15. The aforesaid Kailash Chandra Swain case (supra) was totally different from that of the case in hand. In the said case, the workman had worked for 240 days at the point of time prior to his disengagement as he was not in continuous service, the management was not legally bound to give any notice and to pay any compensation when the management terminated the services of the workmen. Therefore, after adjudication, this Court directed a lumpsum amount of Rs.1,50,000/- as compensation. But, in the case in hand, the workmen have continuously worked for 240 days and they have been terminated from services without compliance with the provisions of the Industrial Disputes Act. Therefore, the Labour Court directed their reinstatement in services with back wages. The said award of the Labour Court has been modified by the learned Single Judge in the impugned judgment.
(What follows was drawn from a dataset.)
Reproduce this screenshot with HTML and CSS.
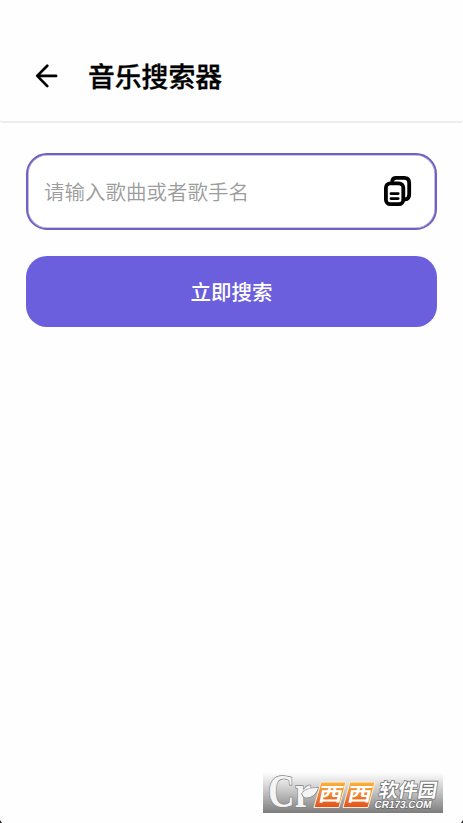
FILE: index.html
```html
<!DOCTYPE html>
<html lang="zh-CN">
<head>
<meta charset="utf-8">
<title>音乐搜索器</title>
<link rel="stylesheet" href="styles.css">
</head>
<body>
<div class="screen">
  <header class="topbar">
    <svg class="back" width="24" height="26" viewBox="0 0 24 26" fill="none" stroke="#000" stroke-width="2.7" stroke-linecap="round" stroke-linejoin="round"><path d="M12.3 2.7 2.2 12.9l10.1 10.2M2.5 12.9h18.6"/></svg>
    <h1 class="title">音乐搜索器</h1>
  </header>
  <main class="content">
    <div class="field">
      <span class="placeholder">请输入歌曲或者歌手名</span>
      <svg class="copy" width="28" height="32" viewBox="0 0 28 32" fill="none" stroke="#000" stroke-width="3.8" stroke-linecap="round" stroke-linejoin="round"><path d="M8.2 6.4C8.4 3.8 10 2.8 12.2 2.8h8c3.4 0 5 1.8 5 5.2v11.5c0 3-1.2 4.6-4 4.9"/><rect x="1.9" y="8.4" width="17.4" height="20.8" rx="4.4"/><path d="M7 18.6h7.2M7 23.6h7.2" stroke-width="2.8"/></svg>
    </div>
    <div class="button">立即搜索</div>
  </main>
  <svg class="watermark" width="180" height="40" viewBox="0 0 180 40">
    <defs>
      <linearGradient id="band" x1="0" y1="0" x2="0" y2="1"><stop offset="0" stop-color="#fdfdfd"/><stop offset=".5" stop-color="#c0c0c0"/><stop offset="1" stop-color="#7c7c7c"/></linearGradient>
      <linearGradient id="tile" x1="0" y1="0" x2="0" y2="1"><stop offset="0" stop-color="#f8b43c"/><stop offset="1" stop-color="#e4501c"/></linearGradient>
    </defs>
    <rect width="180" height="40" fill="url(#band)"/>
    <g class="mark">
      <text x="5" y="34" textLength="43" lengthAdjust="spacingAndGlyphs">Cr</text>
      <path d="M39 21c2-5 8-6 16-6-2 7-8 11-14 9z"/>
    </g>
    <g fill="url(#tile)" stroke="#fff0dc" stroke-width="1"><path d="M58 9h25l-7 25.5H51z"/><path d="M87 9h25l-7 25.5H80z"/></g>
    <g class="tile-text">
      <text transform="translate(54.5 28) skewX(-12) scale(1.28 1)">西</text>
      <text transform="translate(83.5 28) skewX(-12) scale(1.28 1)">西</text>
    </g>
    <text class="site-name" transform="translate(115 23.5) skewX(-10)" textLength="58" lengthAdjust="spacingAndGlyphs">软件园</text>
    <text class="site-url" transform="translate(111 34.5) skewX(-10)" textLength="57" lengthAdjust="spacingAndGlyphs">CR173.COM</text>
  </svg>
  <i class="corner corner-left"></i>
  <i class="corner corner-right"></i>
</div>
</body>
</html>
```
FILE: styles.css
```css
* { box-sizing: border-box; }
body { margin: 0; background: #fefefe; font-family: "Noto Sans CJK SC", sans-serif; }
.screen { position: relative; height: 823px; overflow: hidden; padding-top: 31px; }
.topbar { display: flex; align-items: center; height: 92px; padding-left: 35px; border-bottom: 2px solid #ededed; border-radius: 3px; }
.back { margin-right: 29px; }
.title { margin: 0; font-size: 26.8px; line-height: 40px; font-weight: 500; color: #000; -webkit-text-stroke: .35px #000; }
.content { padding: 30px 26px 0; }
.field { display: flex; align-items: center; justify-content: space-between; height: 77px; padding: 0 23px 2px 16px; border: 2px solid #6f61bd; box-shadow: inset 0 0 0 .6px #9d92d6; border-radius: 21px; background: #fff; }
.placeholder { font-size: 20.5px; line-height: 30px; font-weight: 350; color: #9c9c9c; }
.button { margin-top: 26px; height: 71px; border-radius: 21px; background: #6c5fdd; color: #fff; font-size: 20.5px; font-weight: 500; line-height: 71px; text-align: center; }
.watermark { position: absolute; left: 263px; top: 773px; overflow: visible; }
.mark { fill: #f4f4f4; stroke: #858585; stroke-width: 1.6; paint-order: stroke; font-family: "Liberation Serif", serif; font-size: 46px; font-weight: 700; }
.tile-text { fill: #fff; font-size: 19px; font-weight: 700; }
.site-name { font-size: 19px; font-weight: 700; fill: #fff; stroke: #777; stroke-width: 1.6; paint-order: stroke; }
.site-url { font-family: "Liberation Sans", sans-serif; font-size: 10.5px; font-weight: 700; fill: #fff; stroke: #686868; stroke-width: 1.4; paint-order: stroke; }
.corner { position: absolute; bottom: 0; width: 2px; height: 3px; background: #222; }
.corner-left { left: 0; clip-path: polygon(0 0, 100% 100%, 0 100%); }
.corner-right { right: 0; clip-path: polygon(100% 0, 100% 100%, 0 100%); }
```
Therefore, the ratio decided in Kailash Chandra Swain (supra) being not applicable to the present context, the claim for higher compensation being not tenable is rejected.

16. So far as W.A. No. 253 of 2013 is concerned, the legal heirs of the deceased-petitioner being before this Court, the entitlement 12 of deceased employee to compensation as per the judgment of the learned Single Judge is to be awarded to his legal heirs after verification of the relevant documents in that regard.

17. For the aforesaid discussions, this Court does not find any merits in W.A. Nos. 320 of 2013 and 248 of 2013, which are therefore dismissed.

So far as W.A. No.253 of 2013 is concerned, since the judgment of the learned Single Judge has been upheld, the compensation pursuant to the said judgment be disbursed to the legal heirs of the deceased employees within a period of three months if there is no other legal impediment.

18. The three Writ Appeals are accordingly disposed of.

.............................

Dr.B.R.Sarangi, J.

Amitava Roy, C.J.             I agree.

                                                       .............................
                                                       Amitava Roy,C. J.